In the package.json of dependencies, for the dev script, you'll need to run this build file with node build.mts assuming your node version can execute typescript files (or node --experimental-strip-types build.mts).
If your node version does not support typescript, you can stick to mjs files instead.
turbo.json
The turbo.json file contains configuration for the turbo tool. You can use it to store dependencies between tasks, and enabling/disabling caching.
You can start with this one:
{
"$schema": "https://turbo.build/schema.json",
"ui": "tui",
"globalEnv": [],
"tasks": {
"dev": {
"outputs": ["dist/**", "build/**", "i18n/locales/**"],
"cache": false,
"persistent": true
},
"build": {
// if you have multiple tasks starting with "build", like "build:app"

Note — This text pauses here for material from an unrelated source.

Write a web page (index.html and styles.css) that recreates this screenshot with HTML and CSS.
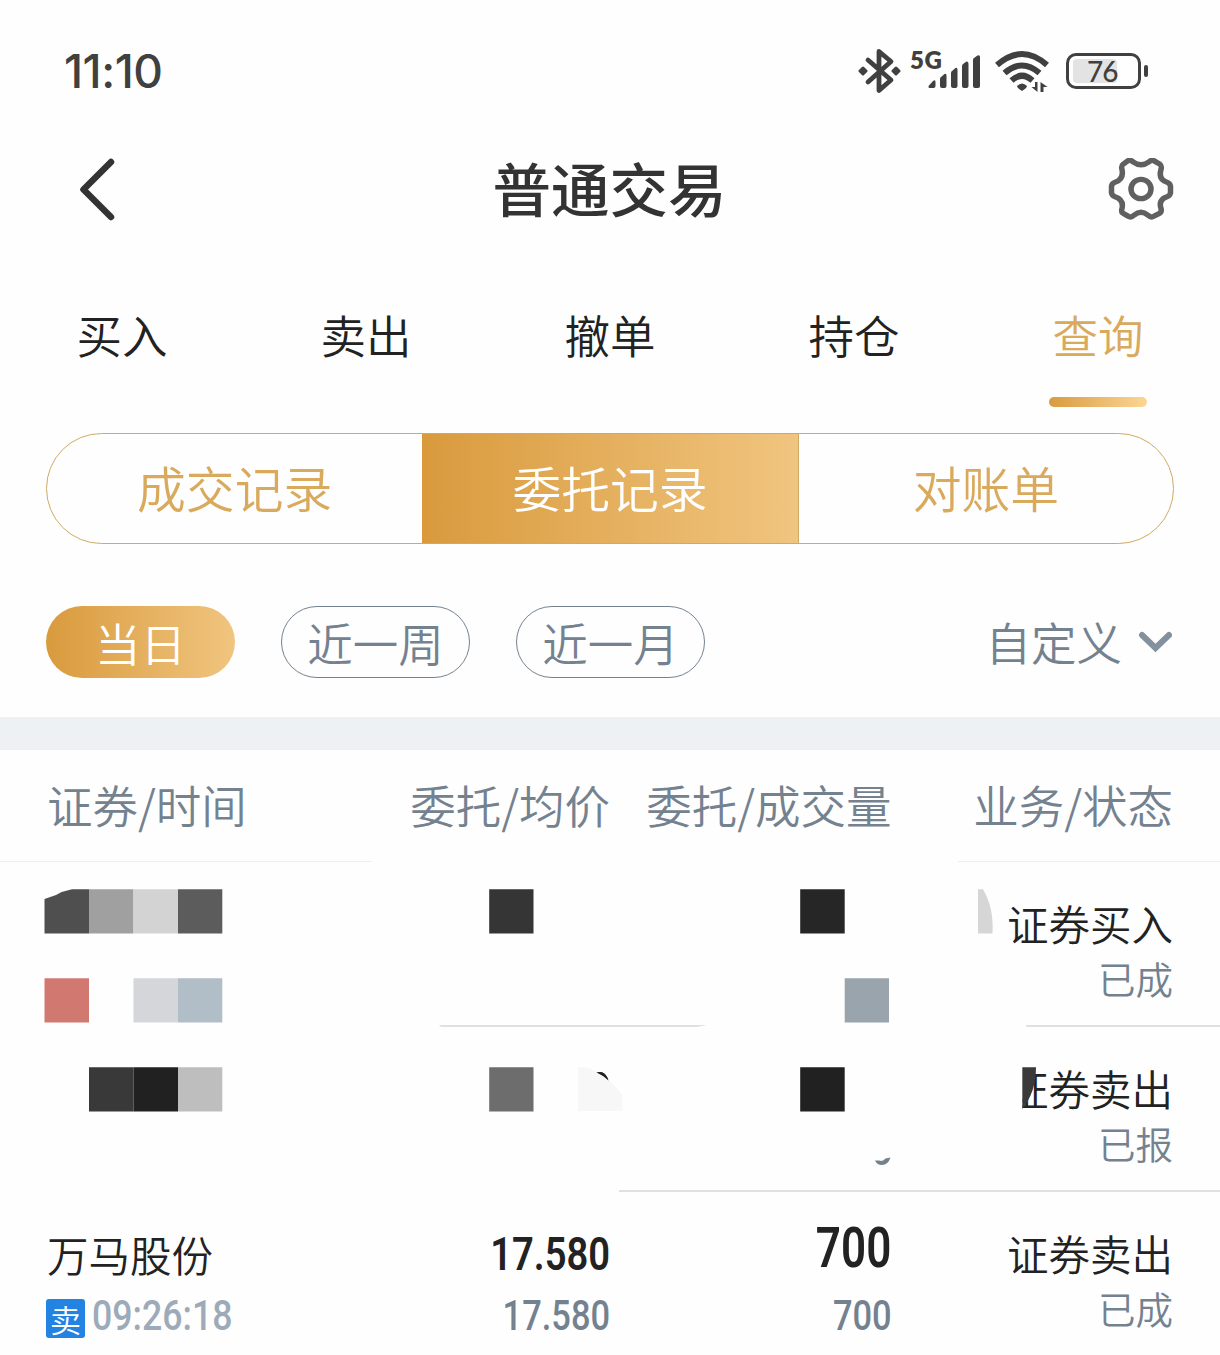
FILE: index.html
```html
<!DOCTYPE html>
<html lang="zh-CN">

<head>
    <meta charset="UTF-8">
    <meta name="viewport" content="width=device-width, initial-scale=1.0">
    <title>普通交易</title>
    <link rel="stylesheet" href="styles.css">
</head>

<body>
    <div class="status-bar">
        <span class="clock">11:10</span>
        <div class="status-icons">
            <svg class="bluetooth" width="44" height="48" viewBox="0 0 44 48">
                <path d="M10 13 L33 33 L21 43.500 V4.500 L33 14.500 L10 35" fill="none" stroke="#404040" stroke-width="4.8" stroke-linejoin="round" stroke-linecap="round" />
                <path d="M5 21 L8 24 L5 27 L2 24 Z M38 21 L41 24 L38 27 L35 24 Z" fill="#404040" stroke="#404040" stroke-width="3" stroke-linejoin="round" />
            </svg>
            <div class="signal">
                <span class="network">5G</span>
                <svg width="54" height="36" viewBox="0 0 54 36" fill="#404040">
                    <path d="M1 32.500 L5 28 Q7.500 26 7.500 29 V33 Q7.500 35 5.500 35 H2 Q-0.500 35 1 32.500Z" />
                    <path d="M12 26 Q12 24.500 13 24 L16.500 21 Q18.500 20 18.500 23 V33 Q18.500 35 16.500 35 H14 Q12 35 12 33Z" />
                    <path d="M23 20 Q23 18.500 24 18 L27.500 15 Q29.500 14 29.500 17 V33 Q29.500 35 27.500 35 H25 Q23 35 23 33Z" />
                    <path d="M34 13 Q34 12 35 11 L38.500 8.500 Q40.500 8 40.500 11 V33 Q40.500 35 38.500 35 H36 Q34 35 34 33Z" />
                    <path d="M45 7 Q45 5.500 46 5 L49.500 2.500 Q52 1.500 52 4 V33 Q52 35 50 35 H47 Q45 35 45 33Z" />
                </svg>
            </div>
            <svg class="wifi" width="56" height="44" viewBox="0 0 56 44">
                <g fill="none" stroke="#404040" stroke-width="6">
                    <path d="M3 16 Q28 -6 53 16" />
                    <path d="M10.500 24 Q28 9 45.500 24" />
                    <path d="M17.500 31.500 Q28 22 38.500 31.500" />
                </g>
                <path d="M23 37 Q28 32 33 37 Q33 39 28 42 Q23 39 23 37Z" fill="#404040" />
                <path d="M43.500 33 V43 L37.500 38 H41 V33Z M46.500 43 V33 L53.500 38 H49.500 V43Z" fill="#404040" />
            </svg>
            <div class="battery"><span class="level">76</span></div>
        </div>
    </div>

    <header class="header">
        <svg class="back" width="40" height="66" viewBox="0 0 40 66">
            <path d="M34 6 L6.500 33.500 L34 61" fill="none" stroke="#333" stroke-width="6.5" stroke-linecap="round" stroke-linejoin="round" />
        </svg>
        <h1>普通交易</h1>
        <svg class="settings" width="66" height="62" viewBox="0 0 66 64" preserveAspectRatio="none" fill="none" stroke="#606060" stroke-width="5.500" stroke-linejoin="round">
            <path d="M19 3.500 Q22 1 25 4 Q33 10 41 4 Q44 1 47 3.500 L52 6.500 Q54 8 53 12 Q50 22 59 25 Q62 26 62.500 29 V36 Q62 39 59 40 Q50 43 53 52 Q54 56 51 57.500 L46 60 Q43 62 40 59 Q33 53 26 59 Q23 62 20 60 L15 57 Q13 56 14 52 Q16 43 7 40 Q4 39 3.500 36 V29 Q4 26 7 25 Q16 22 14 12 Q13 8 15 6.500 Z" />
            <circle cx="33" cy="32" r="10" />
        </svg>
    </header>

    <nav class="tabs">
        <a class="tab">买入</a>
        <a class="tab">卖出</a>
        <a class="tab">撤单</a>
        <a class="tab">持仓</a>
        <a class="tab active">查询</a>
    </nav>

    <div class="segments">
        <div class="segment">成交记录</div>
        <div class="segment active">委托记录</div>
        <div class="segment">对账单</div>
    </div>

    <div class="filters">
        <div class="pill active">当日</div>
        <div class="pill">近一周</div>
        <div class="pill">近一月</div>
        <div class="custom">
            <span>自定义</span>
            <svg width="34" height="22" viewBox="0 0 34 22">
                <path d="M4 4 L17.500 17 L31 4" fill="none" stroke="#83909d" stroke-width="6" stroke-linecap="round" stroke-linejoin="miter" />
            </svg>
        </div>
    </div>

    <main class="orders">
        <div class="row head">
            <div>证券/时间</div>
            <div>委托/均价</div>
            <div>委托/成交量</div>
            <div>业务/状态</div>
        </div>
        <div class="list">
            <div class="row">
                <div class="cell"></div>
                <div class="cell"></div>
                <div class="cell"></div>
                <div class="cell status">
                    <span class="main">证券买入</span>
                    <span class="sub">已成</span>
                </div>
            </div>
            <div class="row">
                <div class="cell"></div>
                <div class="cell"></div>
                <div class="cell"></div>
                <div class="cell status">
                    <span class="main">证券卖出</span>
                    <span class="sub">已报</span>
                </div>
            </div>
            <div class="row">
                <div class="cell stock">
                    <span class="main">万马股份</span>
                    <span class="sub"><i class="badge">卖</i><b class="time">09:26:18</b></span>
                </div>
                <div class="cell price">
                    <span class="main">17.580</span>
                    <span class="sub">17.580</span>
                </div>
                <div class="cell amount">
                    <span class="main">700</span>
                    <span class="sub">700</span>
                </div>
                <div class="cell status">
                    <span class="main">证券卖出</span>
                    <span class="sub">已成</span>
                </div>
            </div>

            <!-- mosaic over the private rows -->
            <svg class="mosaic" width="1220" height="332" viewBox="0 861 1220 332">
                <g fill="#fefefe">
                    <path d="M372 861 H958 V863 H372Z" />
                    <path d="M0 1024 H438 L442 1028 H0Z M692 1028 L712 1024 H1025 L1027 1028Z" />
                    <path d="M0 1189 H620 L618 1193 H0Z" />
                    <path d="M1000 1060 H1022.500 V1115 H1000Z" />
                </g>
                <path d="M44.500 899 L56 895 Q63 891 72 889.300 H89 V933.500 H44.500Z" fill="#4f4f4f" />
                <path d="M89 889.300 H133.500 V933.500 H89Z" fill="#a0a0a0" />
                <path d="M133.500 889.300 H178 V933.500 H133.500Z" fill="#d3d3d3" />
                <path d="M178 889.300 H222.300 V933.500 H178Z" fill="#5c5c5c" />
                <path d="M44.500 978.200 H89 V1022.500 H44.500Z" fill="#d17971" />
                <path d="M133.500 978.200 H178 V1022.500 H133.500Z" fill="#d5d6da" />
                <path d="M178 978.200 H222.300 V1022.500 H178Z" fill="#b1bdc7" />
                <path d="M89 1067.200 H133.500 V1111.500 H89Z" fill="#393939" />
                <path d="M133.500 1067.200 H178 V1111.500 H133.500Z" fill="#212121" />
                <path d="M178 1067.200 H222.300 V1111.500 H178Z" fill="#bebebe" />
                <path d="M489.200 889.300 H533.500 V933.500 H489.200Z" fill="#353535" />
                <path d="M489.200 1067.200 H533.500 V1111.500 H489.200Z" fill="#6d6d6d" />
                <path d="M596.500 1072.500 Q605 1070 608.500 1080.500 Q603 1076 596.500 1072.500Z" fill="#222" />
                <path d="M578 1067.200 H585 Q606 1073 622.500 1095.500 V1111 H578Z" fill="#f7f7f7" />
                <path d="M596.500 1072.500 Q605 1070 608.500 1080.500 Q603 1075 596.500 1072.500Z" fill="#222" />
                <path d="M800.200 889.300 H844.700 V933.500 H800.200Z" fill="#262626" />
                <path d="M844.700 978.200 H889 V1022.500 H844.700Z" fill="#99a4ad" />
                <path d="M800.200 1067.200 H844.700 V1111.500 H800.200Z" fill="#212121" />
                <path d="M875 1160.500 L879 1160.500 Q883 1162 885.500 1158.500 L890.500 1157.500 Q888 1165 882 1165 Q877 1165 875 1160.500Z" fill="#748290" />
                <path d="M978 889.300 H983 Q994 908 992.500 933.500 H978Z" fill="#d6d6d6" />
                <path d="M1022.300 1067.200 H1036 Q1036 1092 1022.300 1109Z" fill="#3a3a3a" />
            </svg>
        </div>
    </main>
</body>

</html>
```
FILE: styles.css
```css
* {
    box-sizing: border-box;
}

body {
    margin: 0;
    height: 1355px;
    overflow: hidden;
    background-color: #fefefe;
    color: #222;
    font-family: 'Noto Sans CJK SC', sans-serif;
    font-size: 45.5px;
    font-weight: 350;
}

.status-bar {
    display: flex;
    justify-content: space-between;
    align-items: center;
    height: 142px;
    padding: 0 71px 0 64px;
    color: #404040;
}

.clock {
    font-family: Inter, sans-serif;
    font-size: 46px;
    font-weight: 500;
    letter-spacing: -0.5px;
}

.status-icons {
    display: flex;
    align-items: center;
}

.signal {
    display: flex;
    align-items: center;
    margin-left: 8px;
}

.network {
    width: 18px;
    margin-top: -22px;
    font-family: Lato, sans-serif;
    font-size: 24px;
    font-weight: 800;
    line-height: 24px;
    letter-spacing: 0.5px;
}

.wifi {
    margin-left: 12px;
}

.battery {
    position: relative;
    width: 75px;
    height: 36px;
    margin: 0 8px 0 16px;
    padding: 3px 4px;
    border: 3px solid #404040;
    border-radius: 10px;
}

.battery::after {
    content: "";
    position: absolute;
    right: -10px;
    top: 9px;
    width: 4px;
    height: 12px;
    border-radius: 2px;
    background-color: #404040;
}

.level {
    display: block;
    width: 44px;
    height: 24px;
    padding-left: 14px;
    border-radius: 4px;
    background-color: #e3e3e3;
    font-family: Lato, sans-serif;
    font-size: 28px;
    font-weight: 500;
    line-height: 24px;
    letter-spacing: -1px;
}

.header {
    display: flex;
    justify-content: space-between;
    align-items: center;
    height: 94px;
    padding: 0 46px 0 77px;
}

.header h1 {
    margin: -4px 6px 0 0;
    color: #333;
    font-size: 58.5px;
    font-weight: 500;
    line-height: 94px;
}

.tabs {
    display: grid;
    grid-template-columns: repeat(5, 1fr);
    height: 171px;
    padding-top: 60px;
}

.tab {
    display: flex;
    flex-direction: column;
    align-items: center;
    line-height: 76px;
}

.tab.active {
    color: #d9a95c;
}

.tab.active::after {
    content: "";
    width: 98px;
    height: 10px;
    margin-top: 25px;
    border-radius: 5px;
    background: linear-gradient(90deg, #d99b40, #fbd795);
}

.segments {
    display: grid;
    grid-template-columns: repeat(3, 1fr);
    height: 111px;
    margin: 26px 46px 0;
    border: 1px solid #d0aa65;
    border-radius: 56px;
    overflow: hidden;
    color: #d9a95c;
    font-size: 48.8px;
    line-height: 106px;
    text-align: center;
}

.segment.active {
    background: linear-gradient(90deg, #d99a3d, #f0c57f);
    color: #fff;
}

.segment:last-child {
    border-left: 1px solid #d0aa65;
}

.filters {
    display: flex;
    align-items: center;
    gap: 46px;
    height: 173px;
    padding: 23px 48px 0 46px;
    color: #748290;
}

.pill {
    width: 189px;
    height: 72px;
    border: 1px solid #748290;
    border-radius: 36px;
    line-height: 70px;
    text-align: center;
}

.pill.active {
    border: none;
    background: linear-gradient(90deg, #d99a3d, #f0c57f);
    color: #fff;
    line-height: 72px;
}

.custom {
    display: flex;
    align-items: center;
    gap: 16px;
    margin-left: auto;
    line-height: 70px;
}

.custom span {
    margin-top: -2px;
}

.orders {
    border-top: 33px solid #edf1f4;
}

.row {
    display: grid;
    grid-template-columns: repeat(4, 1fr);
    height: 165px;
    padding: 0 47px;
    border-bottom: 2px solid #dfe0e1;
    text-align: right;
}

.row.head {
    height: 112px;
    border-bottom: 1px solid #eee;
    color: #748290;
    line-height: 109px;
    white-space: nowrap;
}

.row > :first-child {
    text-align: left;
}

.list {
    position: relative;
}

.mosaic {
    position: absolute;
    left: 0;
    top: -1px;
}

.cell {
    display: flex;
    flex-direction: column;
    align-items: flex-end;
    padding-top: 32px;
}

.main {
    font-size: 41.5px;
    line-height: 60px;
}

.sub {
    color: #748290;
    font-size: 37.5px;
    line-height: 50px;
}

.status .main {
    line-height: 59px;
}

.stock {
    align-items: flex-start;
}

.stock .sub {
    display: flex;
    align-items: center;
    gap: 7px;
    margin: 7px 0 0 -1px;
}

.badge {
    width: 39px;
    height: 39px;
    margin-top: 5px;
    border-radius: 3px;
    background-color: #2283e2;
    color: #fff;
    font-size: 31px;
    font-style: normal;
    line-height: 39px;
    text-align: center;
}

/* narrow digits */
.time,
.price span,
.amount span {
    font-family: Roboto, sans-serif;
    font-weight: 500;
    transform: scaleX(0.82);
    transform-origin: right;
}

.time {
    color: #9dabb9;
    font-size: 42px;
    transform: scaleX(0.85);
    transform-origin: left;
}

.price .main {
    font-size: 46.5px;
    font-weight: 600;
}

.price .sub,
.amount .sub {
    margin-top: 7px;
    font-size: 42px;
}

.amount {
    padding-top: 26px;
}

.amount .main {
    font-size: 55px;
    font-weight: 600;
    transform: scaleX(0.8);
}

.amount .sub {
    margin-top: 13px;
}
```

// the build task will run them all
"dependsOn": ["^build"],
"outputs": ["../../dist/**", "dist/**", "build/**"],
"cache": false
},
"lint": {
"cache": false
},
"type-check": {
"cache": false
},
"clean": {
"dependsOn": ["^clean"],
"cache": false
}
}
}
Conclusion
Monorepos can be challenging to setup, but they can improve work in middle-sized team (5 to 100 developers) by allowing better sharing of components and good practices.
If you are working alone, in a very big team, or on only very specific project, monorepos can be overkilled for your use-case.
I believe however that this is rarely the case. For example, if you are building a SaaS, you might want to share components between your product without having a single workspace with big compile times.